What is being asked: Skip the pictures. Transcribe the rest of the data below without changing a word.

• • •

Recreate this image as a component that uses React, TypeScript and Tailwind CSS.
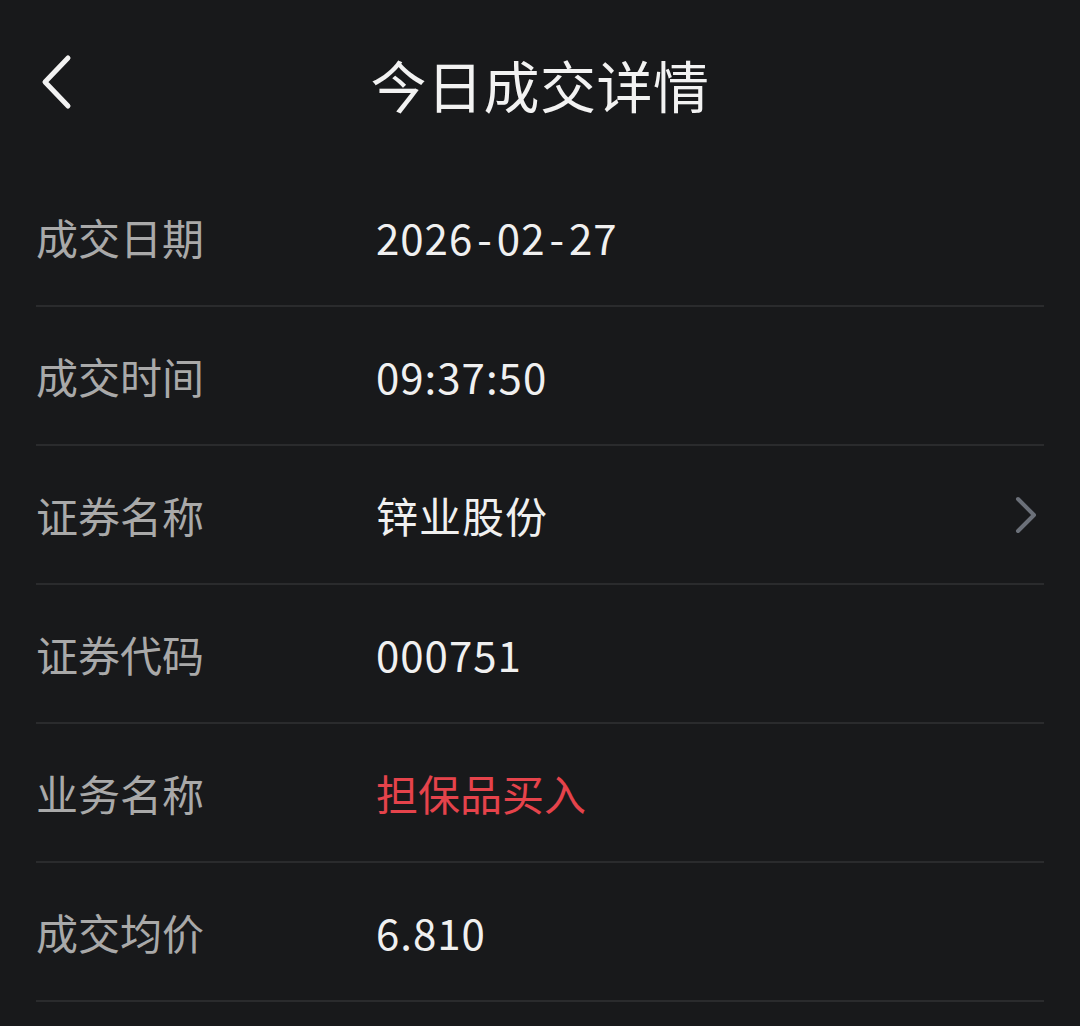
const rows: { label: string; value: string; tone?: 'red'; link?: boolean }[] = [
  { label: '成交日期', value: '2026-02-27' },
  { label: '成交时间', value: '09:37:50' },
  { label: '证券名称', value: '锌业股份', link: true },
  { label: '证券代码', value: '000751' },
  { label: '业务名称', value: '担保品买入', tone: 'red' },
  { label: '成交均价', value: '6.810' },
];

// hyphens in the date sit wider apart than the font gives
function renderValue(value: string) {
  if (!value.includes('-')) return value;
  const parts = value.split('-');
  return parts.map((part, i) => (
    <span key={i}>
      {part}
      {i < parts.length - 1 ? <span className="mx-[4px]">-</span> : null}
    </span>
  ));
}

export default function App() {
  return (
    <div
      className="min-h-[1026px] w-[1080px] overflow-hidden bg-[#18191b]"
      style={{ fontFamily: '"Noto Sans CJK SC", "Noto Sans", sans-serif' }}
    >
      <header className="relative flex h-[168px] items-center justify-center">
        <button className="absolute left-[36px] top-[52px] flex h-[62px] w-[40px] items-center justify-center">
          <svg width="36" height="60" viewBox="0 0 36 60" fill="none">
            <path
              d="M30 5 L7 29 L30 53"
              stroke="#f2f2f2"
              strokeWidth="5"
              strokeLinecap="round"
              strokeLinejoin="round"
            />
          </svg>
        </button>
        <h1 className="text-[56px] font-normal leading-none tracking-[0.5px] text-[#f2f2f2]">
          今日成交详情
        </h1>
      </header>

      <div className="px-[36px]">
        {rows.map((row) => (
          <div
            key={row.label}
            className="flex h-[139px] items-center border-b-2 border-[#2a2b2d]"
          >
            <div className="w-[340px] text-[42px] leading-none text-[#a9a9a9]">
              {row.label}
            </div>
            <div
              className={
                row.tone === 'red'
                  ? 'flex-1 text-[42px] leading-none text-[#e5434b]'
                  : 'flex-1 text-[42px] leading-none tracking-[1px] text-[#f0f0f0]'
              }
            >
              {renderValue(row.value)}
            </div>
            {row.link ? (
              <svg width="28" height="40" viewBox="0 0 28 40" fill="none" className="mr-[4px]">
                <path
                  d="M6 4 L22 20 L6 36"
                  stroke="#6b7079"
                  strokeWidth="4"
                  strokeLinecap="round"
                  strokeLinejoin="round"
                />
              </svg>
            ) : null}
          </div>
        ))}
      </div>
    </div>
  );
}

• • •

Output below:
Recreate this image as a component that uses React, TypeScript and Tailwind CSS.
const rows: { label: string; value: string; tone?: 'red'; link?: boolean }[] = [
  { label: '成交日期', value: '2026-02-27' },
  { label: '成交时间', value: '09:37:50' },
  { label: '证券名称', value: '锌业股份', link: true },
  { label: '证券代码', value: '000751' },
  { label: '业务名称', value: '担保品买入', tone: 'red' },
  { label: '成交均价', value: '6.810' },
];

// hyphens in the date sit wider apart than the font gives
function renderValue(value: string) {
  if (!value.includes('-')) return value;
  const parts = value.split('-');
  return parts.map((part, i) => (
    <span key={i}>
      {part}
      {i < parts.length - 1 ? <span className="mx-[4px]">-</span> : null}
    </span>
  ));
}

export default function App() {
  return (
    <div
      className="min-h-[1026px] w-[1080px] overflow-hidden bg-[#18191b]"
      style={{ fontFamily: '"Noto Sans CJK SC", "Noto Sans", sans-serif' }}
    >
      <header className="relative flex h-[168px] items-center justify-center">
        <button className="absolute left-[36px] top-[52px] flex h-[62px] w-[40px] items-center justify-center">
          <svg width="36" height="60" viewBox="0 0 36 60" fill="none">
            <path
              d="M30 5 L7 29 L30 53"
              stroke="#f2f2f2"
              strokeWidth="5"
              strokeLinecap="round"
              strokeLinejoin="round"
            />
          </svg>
        </button>
        <h1 className="text-[56px] font-normal leading-none tracking-[0.5px] text-[#f2f2f2]">
          今日成交详情
        </h1>
      </header>

      <div className="px-[36px]">
        {rows.map((row) => (
          <div
            key={row.label}
            className="flex h-[139px] items-center border-b-2 border-[#2a2b2d]"
          >
            <div className="w-[340px] text-[42px] leading-none text-[#a9a9a9]">
              {row.label}
            </div>
            <div
              className={
                row.tone === 'red'
                  ? 'flex-1 text-[42px] leading-none text-[#e5434b]'
                  : 'flex-1 text-[42px] leading-none tracking-[1px] text-[#f0f0f0]'
              }
            >
              {renderValue(row.value)}
            </div>
            {row.link ? (
              <svg width="28" height="40" viewBox="0 0 28 40" fill="none" className="mr-[4px]">
                <path
                  d="M6 4 L22 20 L6 36"
                  stroke="#6b7079"
                  strokeWidth="4"
                  strokeLinecap="round"
                  strokeLinejoin="round"
                />
              </svg>
            ) : null}
          </div>
        ))}
      </div>
    </div>
  );
}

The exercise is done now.